Does Anyone Really Understand the Two-State Solution?

(Jerusalem Post) Amb. Alan Baker - The two-state solution for settling the Israeli-Palestinian dispute has been adopted by the U.S. and the international community as the magic panacea for all the ills of the Middle East. Yet the two-state solution has never been accepted by Israel and the Palestinians as the agreed solution to their dispute, and it does not figure in any major peace process document, such as Security Council Resolutions 242 (1967) and 338 (1973), or the 1993-5 Oslo Accords. The Oslo Accords, still the only valid and mutually agreed basis for resolving the dispute, determine that the permanent status of the territories remains an open negotiating issue. They contain no reference to a one-, two- or three-state solution.
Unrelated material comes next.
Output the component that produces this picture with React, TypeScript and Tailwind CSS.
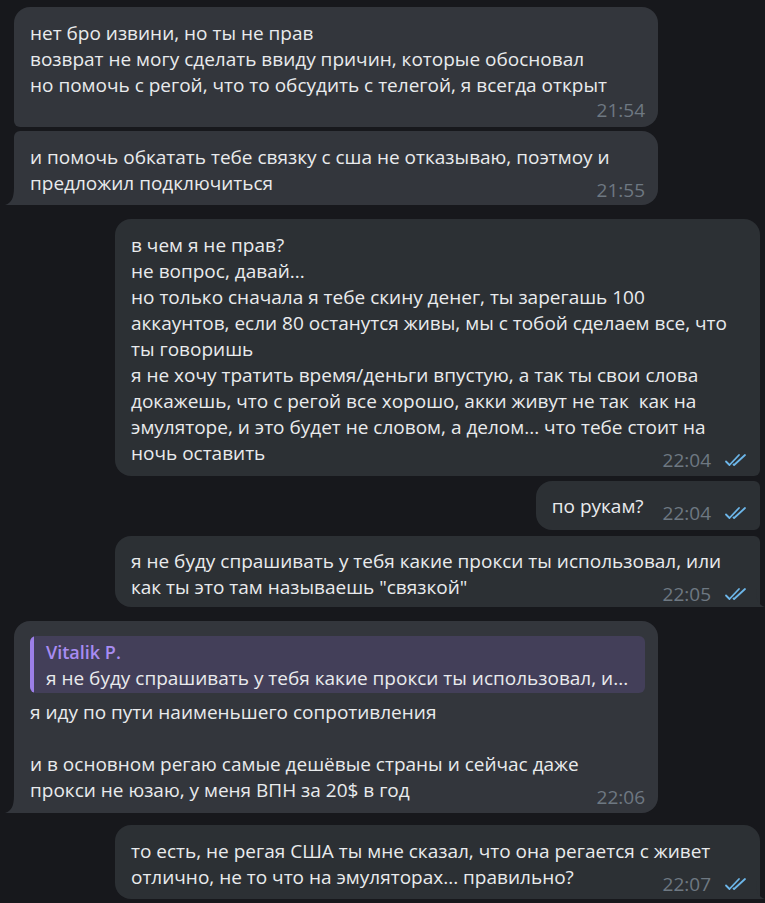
import React from "react";

// ─── Types ────────────────────────────────────────────────────────────────────

type Corner = "big" | "small" | "tail";

type BubbleProps = {
  side: "in" | "out";
  lines: string[];
  time: string;
  timeOwnRow?: boolean;
  tl: Corner;
  tr: Corner;
  br: Corner;
  bl: Corner;
  reply?: { name: string; text: string };
  className?: string;
};

const radius = (c: Corner) => (c === "big" ? 16 : c === "small" ? 6 : 0);

// ─── Icons ────────────────────────────────────────────────────────────────────

const DoubleCheck = () => (
  <svg width="26" height="14" viewBox="0 0 26 14" fill="none" className="shrink-0">
    <path d="M2 8.5l3.5 3.5L15 2" stroke="#6cb6e9" strokeWidth="1.8" strokeLinecap="round" strokeLinejoin="round" />
    <path d="M9.5 11.5l0.6 0.5L21 2" stroke="#6cb6e9" strokeWidth="1.8" strokeLinecap="round" strokeLinejoin="round" />
  </svg>
);

const TailLeft = ({ color }: { color: string }) => (
  <svg width="12" height="18" viewBox="0 0 12 18" className="absolute bottom-0 -left-[9px]">
    <path d="M12 0 V18 H0 C6 16 9 12 9 0 Z" fill={color} />
  </svg>
);

const TailRight = ({ color }: { color: string }) => (
  <svg width="12" height="18" viewBox="0 0 12 18" className="absolute bottom-0 -right-[5px]">
    <path d="M0 0 V18 H12 C6 16 3 12 3 0 Z" fill={color} />
  </svg>
);

// ─── Bubble ───────────────────────────────────────────────────────────────────

const textCls = "h-[26px] text-[19px] leading-[26px] text-[#e9ebed] whitespace-nowrap";

const Bubble = ({ side, lines, time, timeOwnRow, tl, tr, br, bl, reply, className = "" }: BubbleProps) => {
  const bg = side === "in" ? "#33363c" : "#2c3034";
  const last = lines[lines.length - 1];
  const body = timeOwnRow ? lines : lines.slice(0, -1);

  const meta = (
    <div className="flex items-center gap-[13px] text-[19px] leading-[18px] text-[#6e7882] whitespace-nowrap">
      <span>{time}</span>
      {side === "out" && <DoubleCheck />}
    </div>
  );

  return (
    <div
      className={`relative ${side === "in" ? "self-start ml-[14px] pl-4 pr-[13px]" : "self-end mr-[5px] pl-4 pr-[10px]"} ${className}`}
      style={{
        backgroundColor: bg,
        borderRadius: `${radius(tl)}px ${radius(tr)}px ${radius(br)}px ${radius(bl)}px`,
      }}
    >
      {reply && (
        <div className="flex mb-[6px] rounded-[6px] bg-[#433f59] overflow-hidden">
          <div className="w-[4px] bg-[#9c7fe8] rounded-l-[6px]" />
          <div className="pl-[12px] pr-3 pt-[3px] pb-[2px]">
            <div className="text-[18px] leading-[26px] font-semibold text-[#a88cf2]">{reply.name}</div>
            <div className={textCls}>{reply.text}</div>
          </div>
        </div>
      )}
      {body.map((l, i) => (
        <div key={i} className={textCls}>
          {l}
        </div>
      ))}
      {timeOwnRow ? (
        <div className="flex justify-end h-[24px] items-center">{meta}</div>
      ) : (
        <div className="flex items-end justify-between gap-[19px]">
          <div className={textCls}>{last}</div>
          <div className="-mb-[3px]">{meta}</div>
        </div>
      )}
      {bl === "tail" && <TailLeft color={bg} />}
      {br === "tail" && <TailRight color={bg} />}
    </div>
  );
};

// ─── App ──────────────────────────────────────────────────────────────────────

export default function App() {
  return (
    <div
      className="w-[765px] h-[903px] overflow-hidden bg-[#17181c] flex flex-col pt-[7px]"
      style={{ fontFamily: '"Open Sans", "Noto Sans", sans-serif' }}
    >
      <Bubble
        side="in"
        tl="big" tr="big" br="big" bl="small"
        time="21:54"
        timeOwnRow
        className="w-[644px] pt-[13px] pb-[5px]"
        lines={[
          "нет бро извини, но ты не прав",
          "возврат не могу сделать ввиду причин, которые обосновал",
          "но помочь с регой, что то обсудить с телегой, я всегда открыт",
        ]}
      />
      <Bubble
        side="in"
        tl="small" tr="big" br="big" bl="tail"
        time="21:55"
        className="w-[644px] mt-[4px] pt-[13px] pb-[9px]"
        lines={[
          "и помочь обкатать тебе связку с сша не отказываю, поэтмоу и",
          "предложил подключиться",
        ]}
      />
      <Bubble
        side="out"
        tl="big" tr="big" br="small" bl="big"
        time="22:04"
        className="w-[645px] mt-[14px] pt-[13px] pb-[10px]"
        lines={[
          "в чем я не прав?",
          "не вопрос, давай...",
          "но только сначала я тебе скину денег, ты зарегашь 100",
          "аккаунтов, если 80 останутся живы, мы с тобой сделаем все, что",
          "ты говоришь",
          "я не хочу тратить время/деньги впустую, а так ты свои слова",
          "докажешь, что с регой все хорошо, акки живут не так\u00a0 как на",
          "эмуляторе, и это будет не словом, а делом... что тебе стоит на",
          "ночь оставить",
        ]}
      />
      <Bubble
        side="out"
        tl="big" tr="small" br="small" bl="big"
        time="22:04"
        className="mt-[5px] pt-[12px] pb-[11px]"
        lines={["по рукам?"]}
      />
      <Bubble
        side="out"
        tl="big" tr="small" br="tail" bl="big"
        time="22:05"
        className="w-[645px] mt-[6px] pt-[12px] pb-[7px]"
        lines={[
          "я не буду спрашивать у тебя какие прокси ты использовал, или",
          "как ты это там называешь \"связкой\"",
        ]}
      />
      <Bubble
        side="in"
        tl="big" tr="big" br="big" bl="tail"
        time="22:06"
        className="w-[644px] mt-[14px] pt-[15px] pb-[10px]"
        reply={{ name: "Vitalik P.", text: "я не буду спрашивать у тебя какие прокси ты использовал, и..." }}
        lines={[
          "я иду по пути наименьшего сопротивления",
          "\u00a0",
          "и в основном регаю самые дешёвые страны и сейчас даже",
          "прокси не юзаю, у меня ВПН за 20$ в год",
        ]}
      />
      <Bubble
        side="out"
        tl="big" tr="big" br="tail" bl="big"
        time="22:07"
        className="w-[645px] mt-[12px] pt-[13px] pb-[9px]"
        lines={[
          "то есть, не регая США ты мне сказал, что она регается с живет",
          "отлично, не то что на эмуляторах... правильно?",
        ]}
      />
    </div>
  );
}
Former Israeli Prime Ministers Rabin, Sharon and Netanyahu each visualized some form of Palestinian entity, possibly a demilitarized state, existing side-by-side in amity and mutual respect with Israel, with limited security and sovereign prerogatives. Any such state would be expected to recognize Israel as the nation-state of the Jewish people, just as Israel would recognize a Palestinian state as the nation-state of the Palestinian people. However, no such two-state solution could materialize without cognizance of the necessary, basic components that a Palestinian state entity would need to meet, including political and economic stability, unified leadership, the ability to represent the entire Palestinian people, and the removal of terror elements and infrastructure. The writer, who heads the international law program at the Jerusalem Center for Public Affairs, is former legal counsel to Israel's Foreign Ministry and participated in the negotiation and drafting of the Oslo Accords with the Palestinians.